(What the task requires) Repeat everything from the line holding "The picture is" to the line holding "w-[2330px] h-[1327px] bg-white", inclusive, exactly. Leave out the rest.

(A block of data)
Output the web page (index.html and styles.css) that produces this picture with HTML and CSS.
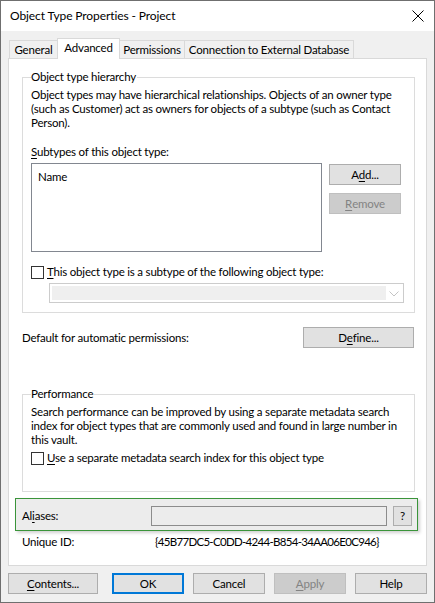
FILE: index.html
```html
<!DOCTYPE html>
<html>
<head>
<meta charset="utf-8">
<link rel="stylesheet" href="styles.css">
</head>
<body>
<div class="window">
  <div class="titlebar">
    <span class="title">Object Type Properties - Project</span>
    <svg class="close" width="12" height="12" viewBox="0 0 12 12"><path d="M0.5 0.5 L11.5 11.5 M11.5 0.5 L0.5 11.5" stroke="#000" stroke-width="1"/></svg>
  </div>
  <div class="client">
    <div class="tabs">
      <div class="tab tab-general">General</div>
      <div class="tab active tab-advanced">Advanced</div>
      <div class="tab tab-permissions">Permissions</div>
      <div class="tab tab-connection">Connection to External Database</div>
    </div>
    <div class="panel">
      <fieldset class="group hierarchy">
        <legend>Object type hierarchy</legend>
        <p class="desc">Object types may have hierarchical relationships. Objects of an owner type<br>(such as Customer) act as owners for objects of a subtype (such as Contact<br>Person).</p>
        <div class="line sub-label"><u>S</u>ubtypes of this object type:</div>
        <div class="list-row">
          <div class="listbox"><div class="list-head">Name</div></div>
          <div class="side-buttons">
            <div class="btn">A<u>d</u>d...</div>
            <div class="btn disabled"><u>R</u>emove</div>
          </div>
        </div>
        <div class="check subtype-check"><span class="box"></span><span><u>T</u>his object type is a subtype of the following object type:</span></div>
        <div class="combo"><div class="combo-field"></div><div class="combo-arrow"><svg width="10" height="6" viewBox="0 0 10 6"><path d="M0.5 0.5 L5 5 L9.5 0.5" fill="none" stroke="#c4c4c4" stroke-width="1"/></svg></div></div>
      </fieldset>
      <div class="perm-row">
        <span>Default for automatic permissions:</span>
        <div class="btn define">D<u>e</u>fine...</div>
      </div>
      <fieldset class="group perf">
        <legend>Performance</legend>
        <p class="desc">Search performance can be improved by using a separate metadata search<br>index for object types that are commonly used and found in large number in<br>this vault.</p>
        <div class="check perf-check"><span class="box"></span><span><u>U</u>se a separate metadata search index for this object type</span></div>
      </fieldset>
      <div class="aliases">
        <span class="alias-label">Al<u>i</u>ases:</span>
        <div class="alias-input"></div>
        <div class="btn help-q">?</div>
      </div>
      <div class="uid-row">
        <span class="uid-label">Unique ID:</span>
        <span class="uid-value">{45B77DC5-C0DD-4244-B854-34AA06E0C946}</span>
      </div>
    </div>
    <div class="footer">
      <div class="btn contents"><u>C</u>ontents...</div>
      <div class="footer-right">
        <div class="btn ok">OK</div>
        <div class="btn">Cancel</div>
        <div class="btn disabled"><u>A</u>pply</div>
        <div class="btn">Help</div>
      </div>
    </div>
  </div>
</div>
</body>
</html>
```

FILE: styles.css
```css
* { box-sizing: border-box; }
html, body { margin: 0; padding: 0; background: #f0f0f0; }
body {
  font-family: Lato, "Noto Sans", sans-serif;
  font-size: 11.5px;
  letter-spacing: -0.2px;
  color: #000;
}
u { text-decoration: underline; text-underline-offset: 2px; }
.window {
  width: 435px;
  height: 603px;
  border: 1px solid #6f6f6f;
  background: #f0f0f0;
  display: flex;
  flex-direction: column;
}
.titlebar {
  height: 30px;
  background: #fff;
  display: flex;
  align-items: center;
  justify-content: space-between;
  padding: 0 9px 1px 9px;
  flex: none;
}
.title { font-size: 12px; letter-spacing: -0.1px; line-height: 16px; }
.close { margin-right: 1px; }
.client {
  flex: 1;
  padding: 7px 7px 0 7px;
}
.tabs {
  display: flex;
  align-items: flex-end;
  height: 20px;
  padding-left: 1px;
}
.tab {
  height: 18px;
  line-height: 17px;
  border: 1px solid #d9d9d9;
  border-bottom: none;
  background: #f0f0f0;
  white-space: nowrap;
  text-align: center;
  margin-left: -1px;
}
.tab-general { width: 49px; margin-left: 0; }
.tab-advanced { width: 63px; }
.tab-permissions { width: 66px; }
.tab-connection { width: 170px; }
.tab.active {
  position: relative;
  z-index: 1;
  height: 21px;
  margin-bottom: -1px;
  background: #fff;
  line-height: 17px;
}
.panel {
  height: 508px;
  border: 1px solid #d9d9d9;
  background: #fff;
  display: flex;
  flex-direction: column;
}
.group {
  border: 1px solid #dcdcdc;
  margin: 0 11px 0 13px;
  padding: 0 8px;
  min-width: 0;
}
.group legend {
  padding: 0 1px 0 0;
  line-height: 14px;
  margin-left: 0;
}
.desc { margin: 0; line-height: 14px; white-space: nowrap; }
.hierarchy { margin-top: 11px; padding-bottom: 9px; }
.hierarchy .desc { padding-top: 4px; }
.line { line-height: 14px; }
.sub-label { margin-top: 15px; }
.list-row {
  display: flex;
  align-items: flex-start;
  margin-top: 4px;
}
.listbox {
  width: 291px;
  height: 89px;
  border: 1px solid #828790;
  background: #fff;
}
.list-head { padding: 6px 0 0 6px; line-height: 14px; }
.side-buttons {
  margin-left: 7px;
  margin-top: 1px;
  display: flex;
  flex-direction: column;
  gap: 8px;
}
.btn {
  height: 21px;
  width: 72px;
  border: 1px solid #adadad;
  background: #e1e1e1;
  display: flex;
  align-items: center;
  justify-content: center;
  line-height: 14px;
  white-space: nowrap;
}
.btn.disabled {
  background: #cccccc;
  border-color: #bfbfbf;
  color: #838383;
}
.check {
  display: flex;
  align-items: center;
  line-height: 14px;
}
.check .box {
  width: 13px;
  height: 13px;
  border: 1px solid #333;
  background: #fff;
  margin-right: 3px;
  flex: none;
}
.subtype-check { margin-top: 13px; }
.combo {
  margin: 4px 2px 0 18px;
  height: 20px;
  border: 1px solid #cccccc;
  background: #fff;
  display: flex;
  padding: 2px;
}
.combo-field { flex: 1; background: #efefef; }
.combo-arrow {
  width: 15px;
  display: flex;
  align-items: center;
  justify-content: center;
  padding-top: 1px;
}
.perm-row {
  margin: 14px 12px 0 13px;
  display: flex;
  align-items: center;
  justify-content: space-between;
}
.btn.define { width: 111px; }
.perf { margin-top: 39px; padding-bottom: 26px; }
.perf .desc { padding-top: 4px; }
.perf-check { margin-top: 4px; }
.aliases {
  margin: 6px 8px 0 6px;
  height: 33px;
  border: 1px solid #3a943a;
  background: #ececec;
  box-shadow: 2px 2px 3px rgba(0,0,0,0.18);
  display: flex;
  align-items: flex-start;
  padding: 7px 4px 0 6px;
}
.alias-label { line-height: 20px; width: 129px; }
.alias-input {
  width: 236px;
  height: 20px;
  border: 1px solid #8c8c8c;
  background: #ececec;
}
.btn.help-q { width: 19px; height: 20px; margin-left: 6px; }
.uid-row {
  margin: 4px 0 0 13px;
  display: flex;
  line-height: 14px;
}
.uid-label { width: 133px; }
.uid-value { letter-spacing: -0.7px; }
.footer {
  margin-top: 7px;
  display: flex;
  justify-content: space-between;
  padding-right: 0;
}
.btn.contents { width: 90px; }
.footer-right { display: flex; gap: 9px; }
.btn.ok { border: 2px solid #0078d7; width: 72px; }
```
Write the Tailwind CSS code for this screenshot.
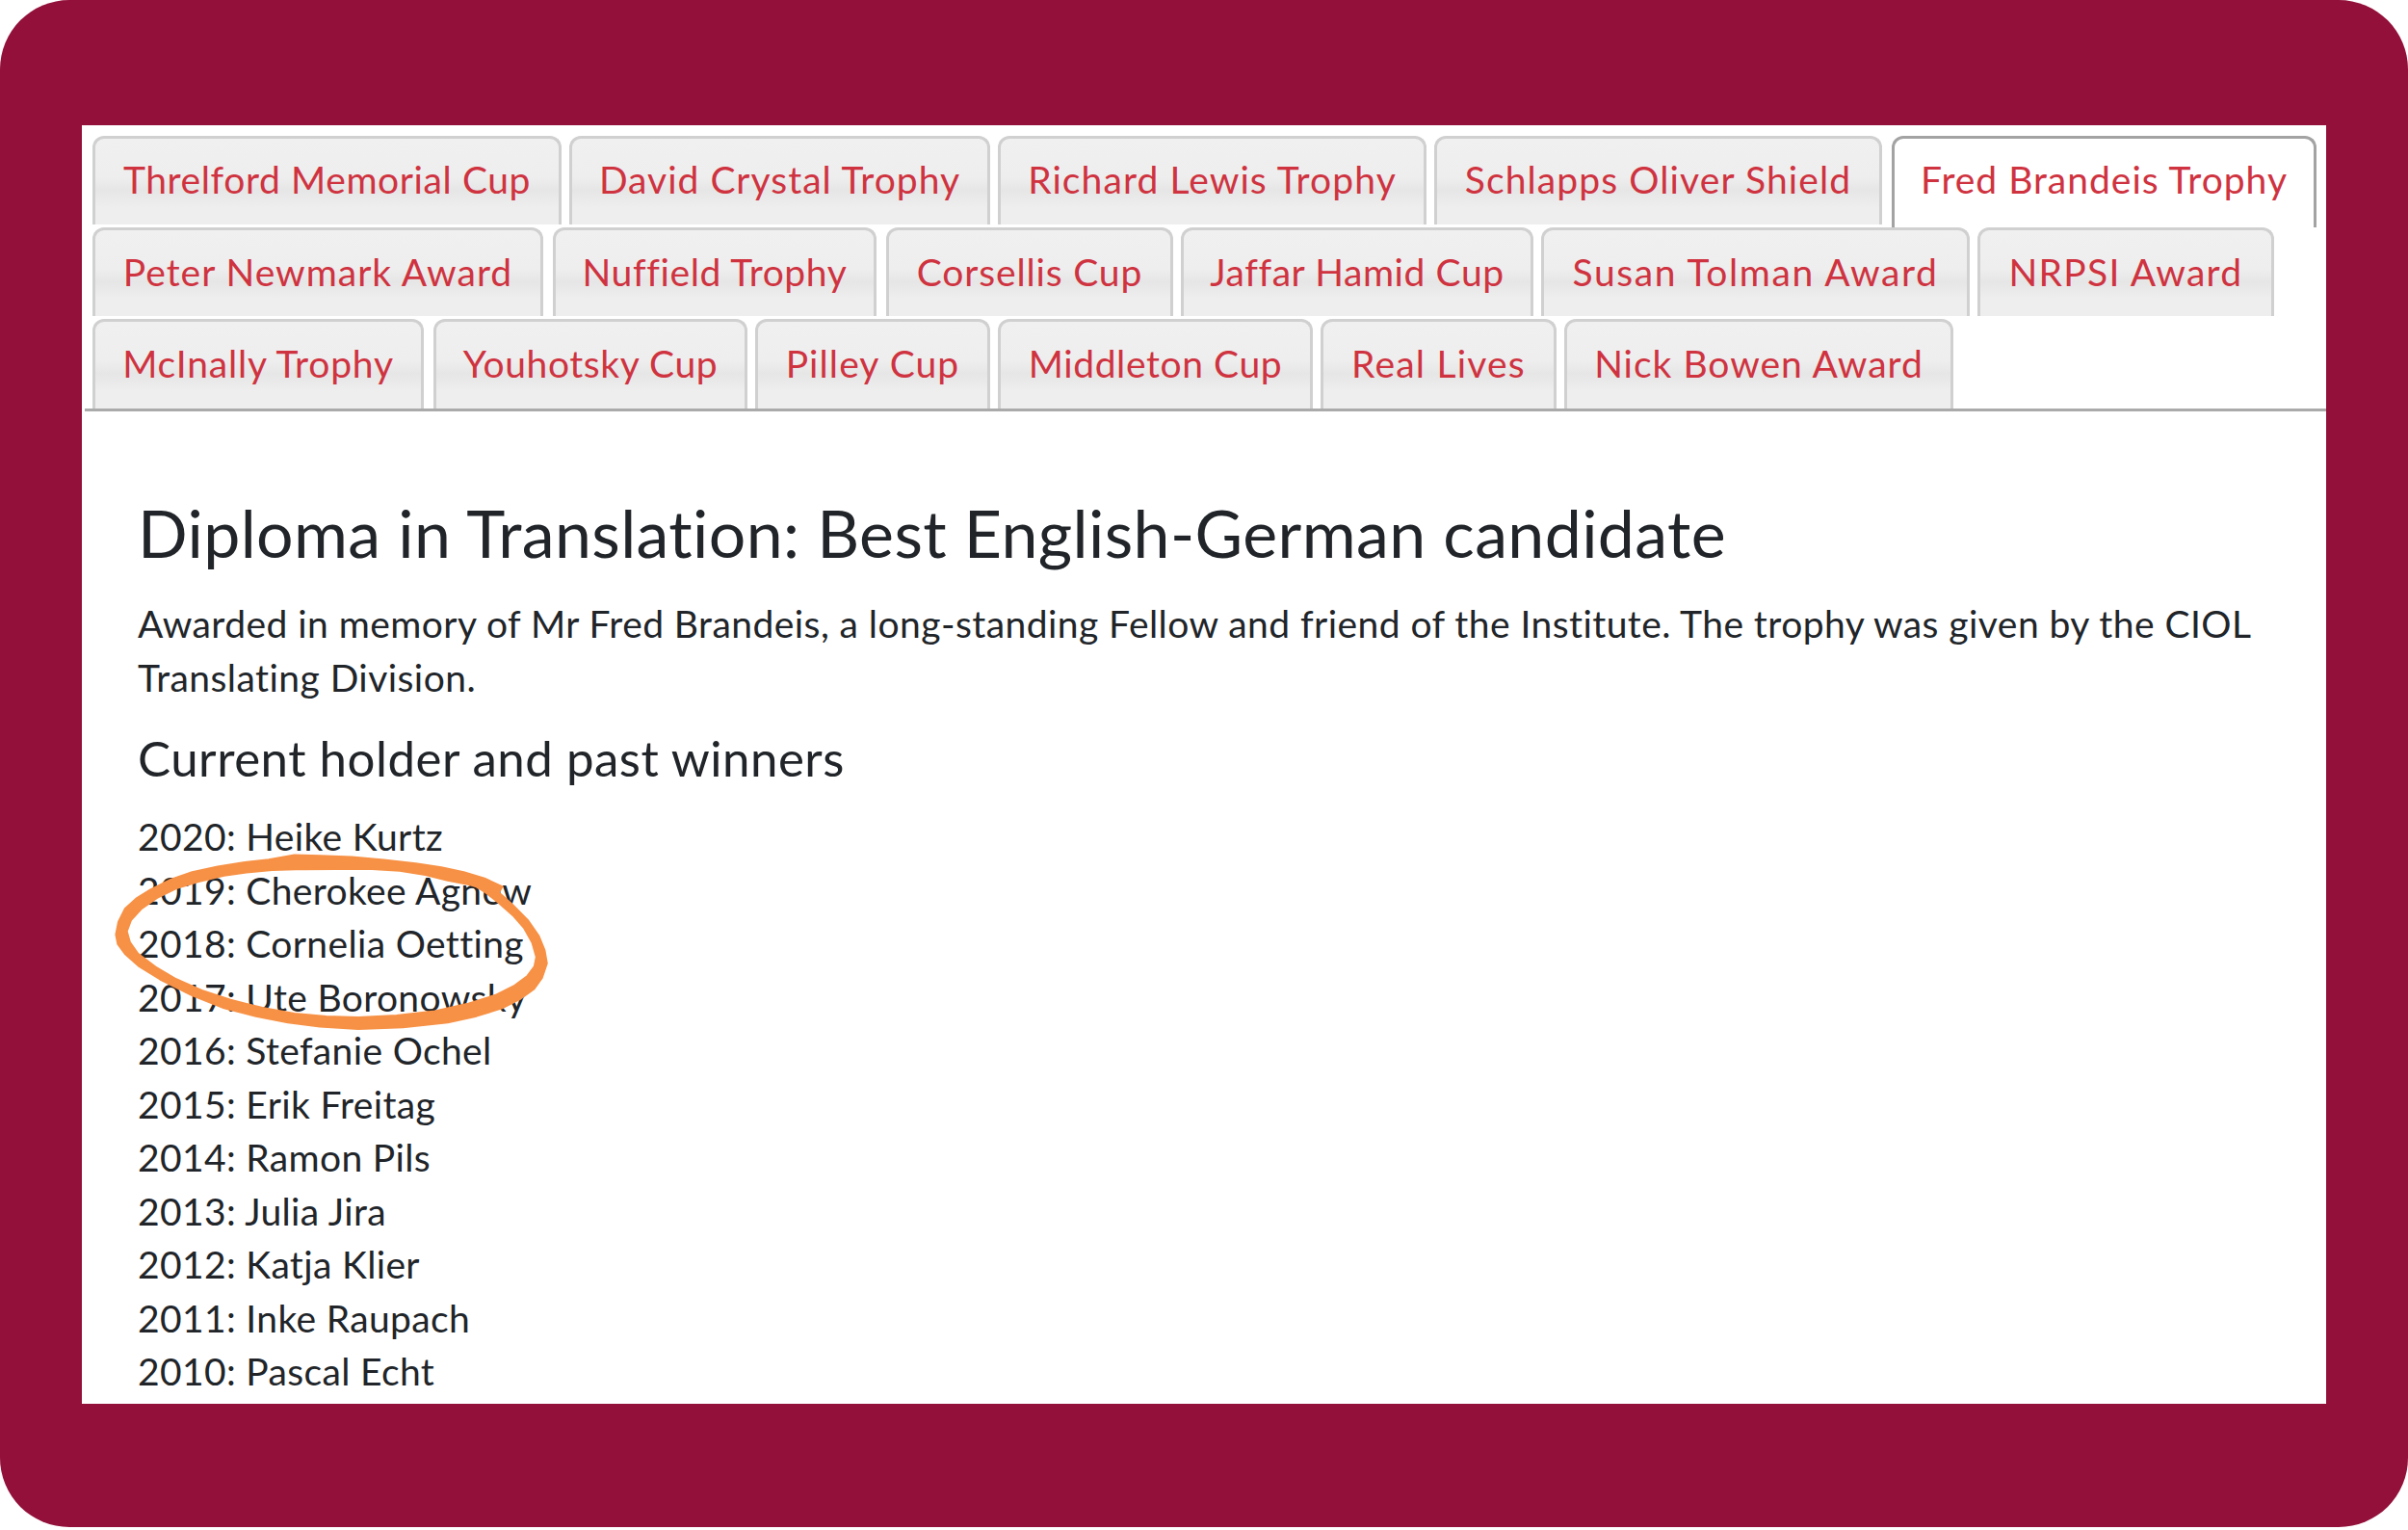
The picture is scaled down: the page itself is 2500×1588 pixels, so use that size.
<!DOCTYPE html>
<html lang="en">
<head>
  <meta charset="UTF-8">
  <title>Fred Brandeis Trophy - CIOL Awards</title>
  <script src="https://cdn.jsdelivr.net/npm/@tailwindcss/browser@4"></script>
</head>
<body class="bg-white w-[2500px] h-[1588px] overflow-hidden font-['Lato','Noto_Sans',sans-serif] text-[39px] text-[#212529]">
  <div class="w-[2500px] h-[1585px] bg-[#92103a] rounded-[72px] pt-[130px] pl-[85px]">
    <div class="relative w-[2330px] h-[1327px] bg-white overflow-hidden">

      <!-- tabs -->
      <div class="ml-[3px] pt-[11px] pl-[8px] h-[297px] border-b-[3px] border-[#aaaaaa] flex flex-col gap-[3px] text-[#cf3340]">
        <div class="flex gap-[8px] h-[92px]">
          <a class="w-[487px] h-[92px] pb-[4px] tracking-[0.6px] flex items-center justify-center border-[3px] border-b-0 border-[#d0d0d0] rounded-t-[12px] bg-[linear-gradient(#f0f0f0_0%,#eeeeee_45%,#e6e6e6_60%,#eeeeee_80%)]">Threlford Memorial Cup</a>
          <a class="w-[437px] h-[92px] pb-[4px] tracking-[1px] flex items-center justify-center border-[3px] border-b-0 border-[#d0d0d0] rounded-t-[12px] bg-[linear-gradient(#f0f0f0_0%,#eeeeee_45%,#e6e6e6_60%,#eeeeee_80%)]">David Crystal Trophy</a>
          <a class="w-[445px] h-[92px] pb-[4px] tracking-[1.1px] flex items-center justify-center border-[3px] border-b-0 border-[#d0d0d0] rounded-t-[12px] bg-[linear-gradient(#f0f0f0_0%,#eeeeee_45%,#e6e6e6_60%,#eeeeee_80%)]">Richard Lewis Trophy</a>
          <a class="w-[465px] h-[92px] pb-[4px] tracking-[1.1px] flex items-center justify-center border-[3px] border-b-0 border-[#d0d0d0] rounded-t-[12px] bg-[linear-gradient(#f0f0f0_0%,#eeeeee_45%,#e6e6e6_60%,#eeeeee_80%)]">Schlapps Oliver Shield</a>
          <a class="w-[441px] h-[95px] ml-[2px] pb-[7px] tracking-[1px] flex items-center justify-center border-[3px] border-b-0 border-[#a3a3a3] rounded-t-[12px] bg-white relative">Fred Brandeis Trophy</a>
        </div>
        <div class="flex gap-[10px] h-[92px]">
          <a class="w-[468px] h-[92px] pb-[3px] tracking-[1px] flex items-center justify-center border-[3px] border-b-0 border-[#d0d0d0] rounded-t-[12px] bg-[linear-gradient(#f0f0f0_0%,#eeeeee_45%,#e6e6e6_60%,#eeeeee_80%)]">Peter Newmark Award</a>
          <a class="w-[336px] h-[92px] pb-[3px] tracking-[0.6px] flex items-center justify-center border-[3px] border-b-0 border-[#d0d0d0] rounded-t-[12px] bg-[linear-gradient(#f0f0f0_0%,#eeeeee_45%,#e6e6e6_60%,#eeeeee_80%)]">Nuffield Trophy</a>
          <a class="w-[298px] h-[92px] pb-[3px] tracking-[0.85px] flex items-center justify-center border-[3px] border-b-0 border-[#d0d0d0] rounded-t-[12px] bg-[linear-gradient(#f0f0f0_0%,#eeeeee_45%,#e6e6e6_60%,#eeeeee_80%)]">Corsellis Cup</a>
          <a class="w-[366px] h-[92px] pb-[3px] -ml-[2px] tracking-[0.6px] flex items-center justify-center border-[3px] border-b-0 border-[#d0d0d0] rounded-t-[12px] bg-[linear-gradient(#f0f0f0_0%,#eeeeee_45%,#e6e6e6_60%,#eeeeee_80%)]">Jaffar Hamid Cup</a>
          <a class="w-[445px] h-[92px] pb-[3px] -ml-[2px] tracking-[1.6px] flex items-center justify-center border-[3px] border-b-0 border-[#d0d0d0] rounded-t-[12px] bg-[linear-gradient(#f0f0f0_0%,#eeeeee_45%,#e6e6e6_60%,#eeeeee_80%)]">Susan Tolman Award</a>
          <a class="w-[308px] h-[92px] pb-[3px] -ml-[2px] tracking-[1.3px] flex items-center justify-center border-[3px] border-b-0 border-[#d0d0d0] rounded-t-[12px] bg-[linear-gradient(#f0f0f0_0%,#eeeeee_45%,#e6e6e6_60%,#eeeeee_80%)]">NRPSI Award</a>
        </div>
        <div class="flex gap-[8px] h-[93px]">
          <a class="w-[344px] h-[93px] pb-[3px] tracking-[0.8px] flex items-center justify-center border-[3px] border-b-0 border-[#d0d0d0] rounded-t-[12px] bg-[linear-gradient(#f0f0f0_0%,#eeeeee_45%,#e6e6e6_60%,#eeeeee_80%)]">McInally Trophy</a>
          <a class="w-[326px] h-[93px] pb-[3px] ml-[2px] tracking-[0.6px] flex items-center justify-center border-[3px] border-b-0 border-[#d0d0d0] rounded-t-[12px] bg-[linear-gradient(#f0f0f0_0%,#eeeeee_45%,#e6e6e6_60%,#eeeeee_80%)]">Youhotsky Cup</a>
          <a class="w-[244px] h-[93px] pb-[3px] tracking-[1.1px] flex items-center justify-center border-[3px] border-b-0 border-[#d0d0d0] rounded-t-[12px] bg-[linear-gradient(#f0f0f0_0%,#eeeeee_45%,#e6e6e6_60%,#eeeeee_80%)]">Pilley Cup</a>
          <a class="w-[327px] h-[93px] pb-[3px] tracking-[0.6px] flex items-center justify-center border-[3px] border-b-0 border-[#d0d0d0] rounded-t-[12px] bg-[linear-gradient(#f0f0f0_0%,#eeeeee_45%,#e6e6e6_60%,#eeeeee_80%)]">Middleton Cup</a>
          <a class="w-[245px] h-[93px] pb-[3px] tracking-[1.2px] flex items-center justify-center border-[3px] border-b-0 border-[#d0d0d0] rounded-t-[12px] bg-[linear-gradient(#f0f0f0_0%,#eeeeee_45%,#e6e6e6_60%,#eeeeee_80%)]">Real Lives</a>
          <a class="w-[404px] h-[93px] pb-[3px] tracking-[1px] flex items-center justify-center border-[3px] border-b-0 border-[#d0d0d0] rounded-t-[12px] bg-[linear-gradient(#f0f0f0_0%,#eeeeee_45%,#e6e6e6_60%,#eeeeee_80%)]">Nick Bowen Award</a>
        </div>
      </div>

      <!-- tab content -->
      <div class="pl-[58px] pr-[60px] pt-[81px]">
        <h2 class="text-[68px] leading-[90px] tracking-[0.39px]">Diploma in Translation: Best English-German candidate</h2>
        <p class="mt-[22px] leading-[55.5px] tracking-[0.44px]">Awarded in memory of Mr Fred Brandeis, a long-standing Fellow and friend of the Institute. The trophy was given by the CIOL Translating Division.</p>
        <h3 class="mt-[21px] text-[51px] leading-[70px] tracking-[0.5px]">Current holder and past winners</h3>
        <ul class="mt-[19px] leading-[55.5px] tracking-[0.35px]">
          <li>2020: Heike Kurtz</li>
          <li>2019: Cherokee Agnew</li>
          <li>2018: Cornelia Oetting</li>
          <li>2017: Ute Boronowsky</li>
          <li>2016: Stefanie Ochel</li>
          <li>2015: Erik Freitag</li>
          <li>2014: Ramon Pils</li>
          <li>2013: Julia Jira</li>
          <li>2012: Katja Klier</li>
          <li>2011: Inke Raupach</li>
          <li>2010: Pascal Echt</li>
        </ul>
      </div>

      <!-- hand drawn circle over the 2018 row -->
      <svg class="absolute left-[15px] top-[700px] w-[520px] h-[260px]" viewBox="0 0 1568 780">
        <path fill="#f79145" stroke="#f79145" stroke-width="7" stroke-linejoin="round" d="M620 172 L700 174 L800 178 L900 187 L1000 198 L1080 210 L1150 225 L1215 245 L1270 270 L1262 285 L1240 285 L1170 264 L1100 250 L1030 233 L950 220 L850 214 L750 215 L650 215 L550 218 L470 225 L400 235 L320 254 L250 275 L190 305 L140 340 L108 375 L95 410 L105 445 L130 480 L185 522 L250 560 L330 595 L420 625 L520 650 L620 668 L720 677 L820 680 L940 674 L1060 660 L1160 638 L1250 610 L1310 580 L1350 550 L1372 520 L1378 490 L1365 445 L1340 400 L1305 360 L1260 320 L1215 285 L1165 255 L1200 258 L1250 280 L1300 325 L1350 375 L1385 425 L1403 470 L1410 510 L1395 555 L1370 590 L1325 622 L1270 650 L1190 675 L1100 695 L960 710 L820 715 L700 708 L600 695 L500 675 L400 650 L300 610 L200 560 L135 520 L90 480 L68 450 L62 420 L70 380 L90 340 L125 308 L170 280 L235 248 L300 225 L380 208 L460 195 L540 186 Z"/>
      </svg>
    </div>
  </div>
</body>
</html>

(Solution to the exercise)
The picture is scaled down: the page itself is 2500×1588 pixels, so use that size.
<!DOCTYPE html>
<html lang="en">
<head>
  <meta charset="UTF-8">
  <title>Fred Brandeis Trophy - CIOL Awards</title>
  <script src="https://cdn.jsdelivr.net/npm/@tailwindcss/browser@4"></script>
</head>
<body class="bg-white w-[2500px] h-[1588px] overflow-hidden font-['Lato','Noto_Sans',sans-serif] text-[39px] text-[#212529]">
  <div class="w-[2500px] h-[1585px] bg-[#92103a] rounded-[72px] pt-[130px] pl-[85px]">
    <div class="relative w-[2330px] h-[1327px] bg-white overflow-hidden">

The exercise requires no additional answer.